OneAmerica, Campaign Legal Center (CLC) and Yakima County voters Evangelina “Bengie” Aguilar, Candy “Dulce” Gutierrez, Rogelio Montes, and Susan Soto Palmer submitted a letter to the Yakima County Commission on January 16, 2020, serving notice that the current system of electing candidates to the Yakima County Commission dilutes the votes of Latinos in Yakima County and denies the Latino community an equal opportunity to elect candidates of their choice. The letter provides evidence that the system of at-large elections is in violation of the Washington Voting Rights Act (WVRA) and the Washington State Constitution.

“The discriminatory electoral system in Yakima County has led to real consequences for the Latino community,” explained OneAmerica Executive Director Rich Stolz. “Under the current at-large system, Latino voters are unable to elect a candidate of choice to the County Commission. We’ve heard time and again from our members in Yakima County that the lack of representation leads to underinvestment in Latino communities and exacerbates racial inequities that persist in the County.”
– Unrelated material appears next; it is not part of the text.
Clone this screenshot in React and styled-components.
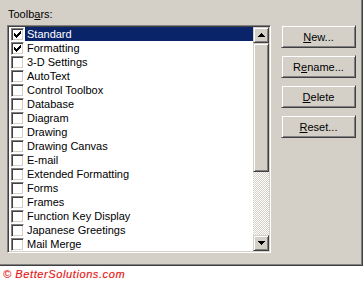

A violation of the WVRA occurs when there is racially polarized voting and an electoral system that dilutes the votes of a protected class of voters. Both elements are present in Yakima County’s current electoral system. The county utilizes a district-based top two primary system and an at-large general election system for electing candidates, a similar process to the Yakima City Council’s former electoral system, which a federal court found to have violated the rights of the Latino community in the Montes v. the City of Yakima ruling of 2014.

“As a longtime Yakima resident, I’ve seen the impact that these unfair election systems have on the community,” said complainant Bengie Aguilar. “I’m participating because I believe everyone, no matter their race, nationality or the language they speak, deserves to have a voice in their government.”

The voters and organizations involved in this letter are united in their vision for an inclusive Yakima County that treats all voters equally. In order to assist the county to ensure it is in compliance with the WVRA, the letter provides two potential remedies the Commission could adopt in order to ensure Latino voters are able to have a voice in Commissioner elections, both of which involve ranked-choice voting. Research cited in the letter shows that voters and candidates in localities with RCV embrace it as a means of reducing divisive politics and fostering more inclusive and informative campaigns.

“Free and fair elections require election systems that provide an equal opportunity for everyone to elect candidates of their choice,” said Ruth Greenwood, Co-director of Voting Rights and Redistricting at Campaign Legal Center (CLC). “Yakima County’s at-large system for electing candidates is failing its Latino citizens. It harms their ability to engage in the local political process and receive true representation in government. Yakima County must adopt a voting system that ensures all its citizens have a voice in democracy.”

If the county fails to take action within 180 days, the complainants may pursue legal action under the WVRA.